Your database does not care if it’s 3 p.m. or 3 a.m. when something breaks. If the data is gone, it’s gone—unless you nailed your backup and restore workflow. For many teams running distributed clusters, AWS Backup for YugabyteDB looks like the final missing piece. It promises simplicity in a world of replication, snapshots, and endless YAML.
AWS Backup handles centralized protection across AWS resources. YugabyteDB spreads your data across multiple nodes using PostgreSQL compatibility on a distributed architecture. Together, they form a powerful duo: bulletproof data continuity for workloads that can’t afford to wait. The real trick is getting them to talk cleanly and predictably.
At its core, AWS Backup YugabyteDB integration focuses on orchestration. You define what needs protection, how often, and where recovery points live. Using AWS Identity and Access Management (IAM), you map precise roles that allow read and write access without exposing credentials everywhere. Backups land in Amazon S3 or Glacier depending on retention policies. Restores feed clusters dynamically using Yugabyte’s snapshot utilities or yb-admin APIs to pull stored data directly back into tablets. The loop stays tight and automated.
Permissions need extra care. Each Yugabyte node should operate under a least-privilege IAM role. Use resource-level tagging so AWS Backup targets only production clusters, not your staging experiments. Audit with CloudTrail logs so you can prove every snapshot job follows policy. When credentials rotate, reapply your IAM roles instead of touching every node manually.

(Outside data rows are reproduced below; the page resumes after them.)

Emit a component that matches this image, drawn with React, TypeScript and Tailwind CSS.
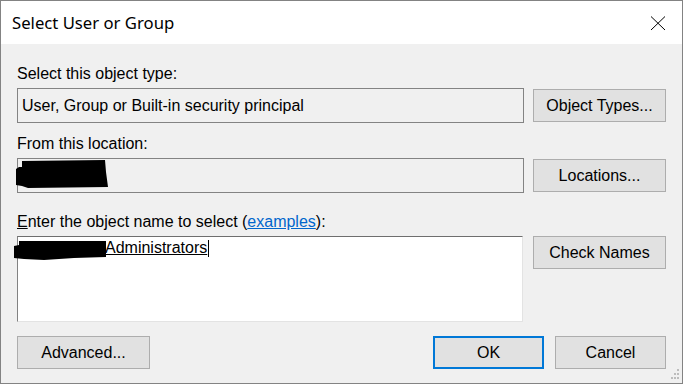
const ui = { fontFamily: '"Liberation Sans", Arial, sans-serif' };
const title = { fontFamily: '"Noto Sans", "Open Sans", sans-serif' };

function Button({ label, className = "" }: { label: string; className?: string }) {
  return (
    <div
      className={
        "flex h-[33px] items-center justify-center border border-[#adadad] bg-[#e1e1e1] text-[16px] leading-[18px] text-black " +
        className
      }
    >
      {label}
    </div>
  );
}

function Redaction({ d, w, h, className }: { d: string; w: number; h: number; className: string }) {
  return (
    <svg width={w} height={h} viewBox={`0 0 ${w} ${h}`} className={"absolute " + className}>
      <path d={d} fill="#000" />
    </svg>
  );
}

export default function App() {
  return (
    <div className="h-[384px] w-[684px] bg-white" style={ui}>
      <div className="relative flex h-[384px] w-[683px] flex-col border border-[#838383] bg-[#f0f0f0]">
        <div className="flex h-[43px] shrink-0 items-center justify-between bg-white pl-[11px] pr-[16px]">
          <span className="text-[16.7px] leading-[20px] text-black" style={title}>
            Select User or Group
          </span>
          <svg width="16" height="16" viewBox="0 0 16 16">
            <path d="M1 1.5 L15 15 M15 1.5 L1 15" stroke="#000" strokeWidth="1" fill="none" />
          </svg>
        </div>

        <div className="flex flex-1 flex-col pl-[16px] pr-[16px] pt-[21px]">
          <div className="h-[18px] text-[16px] leading-[18px] text-black">Select this object type:</div>
          <div className="mt-[5px] grid grid-cols-[507px_1fr] gap-x-[9px]">
            <div className="flex h-[35px] items-center border border-[#838383] pl-[4px] text-[16px] leading-[18px] text-black">
              User, Group or Built-in security principal
            </div>
            <div className="flex items-center">
              <Button label="Object Types..." className="w-full" />
            </div>
          </div>

          <div className="mt-[12px] h-[18px] text-[16px] leading-[18px] text-black">From this location:</div>
          <div className="mt-[5px] grid grid-cols-[507px_1fr] gap-x-[9px]">
            <div className="relative h-[35px] border border-[#838383]">
              <Redaction
                w={92}
                h={28}
                className="left-[-2px] top-[1px]"
                d="M6 1 L89 0 L90 12 L92 27 L12 28 L6 26 L0 25 L0 9 L3 7 L6 7 Z"
              />
            </div>
            <div className="flex items-center">
              <Button label="Locations..." className="w-full" />
            </div>
          </div>

          <div className="mt-[20px] h-[18px] text-[16px] leading-[18px] text-black">
            <span className="underline">E</span>nter the object name to select (
            <span className="text-[#0066cc] underline">examples</span>):
          </div>
          <div className="mt-[5px] grid grid-cols-[506px_1fr] gap-x-[10px]">
            <div className="relative h-[86px] border-b border-l border-r border-t border-b-[#e3e3e3] border-l-[#828282] border-r-[#e3e3e3] border-t-[#6e6e6e] bg-white">
              <div className="flex items-center pl-[87px] pt-[2px] text-[16px] leading-[18px] text-black">
                <span className="underline">Administrators</span>
                <span className="ml-[1px] h-[17px] w-[1px] bg-black" />
              </div>
              <Redaction
                w={93}
                h={20}
                className="left-[-4px] top-[4px]"
                d="M5 0 L92 0 L92 16 L60 17 L30 19 L10 18 L0 17 L0 5 L5 4 Z"
              />
            </div>
            <div>
              <Button label="Check Names" className="w-full" />
            </div>
          </div>

          <div className="mt-[14px] flex items-center">
            <Button label="Advanced..." className="w-[133px]" />
            <div className="flex-1" />
            <div className="flex h-[33px] w-[111px] items-center justify-center border-2 border-[#0078d7] bg-[#e1e1e1] text-[16px] leading-[18px] text-black">
              OK
            </div>
            <Button label="Cancel" className="ml-[11px] w-[111px]" />
          </div>
        </div>

        <svg width="12" height="12" viewBox="0 0 12 12" className="absolute bottom-[2px] right-[2px]">
          <g fill="#bcbcbc">
            <rect x="9" y="0" width="2" height="2" />
            <rect x="6" y="4" width="2" height="2" />
            <rect x="9" y="4" width="2" height="2" />
            <rect x="3" y="8" width="2" height="2" />
            <rect x="6" y="8" width="2" height="2" />
            <rect x="9" y="8" width="2" height="2" />
          </g>
        </svg>
      </div>
    </div>
  );
}
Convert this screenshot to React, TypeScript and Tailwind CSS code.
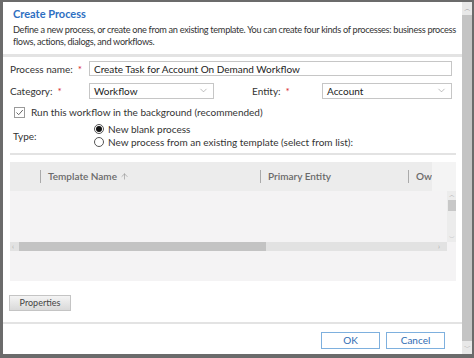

Best practices that keep this stack clean:
- Schedule incremental backups during off-peak traffic to reduce replication load.
- Always encrypt snapshots with KMS-managed keys to meet SOC 2 and HIPAA requirements.
- Test restores monthly, not yearly. Automation fails silently if you let it.
- Version your backup policies with IaC tools like Terraform so your recovery posture is documented.
- Keep backup storage and cluster regions aligned to avoid slow cross-region transfers.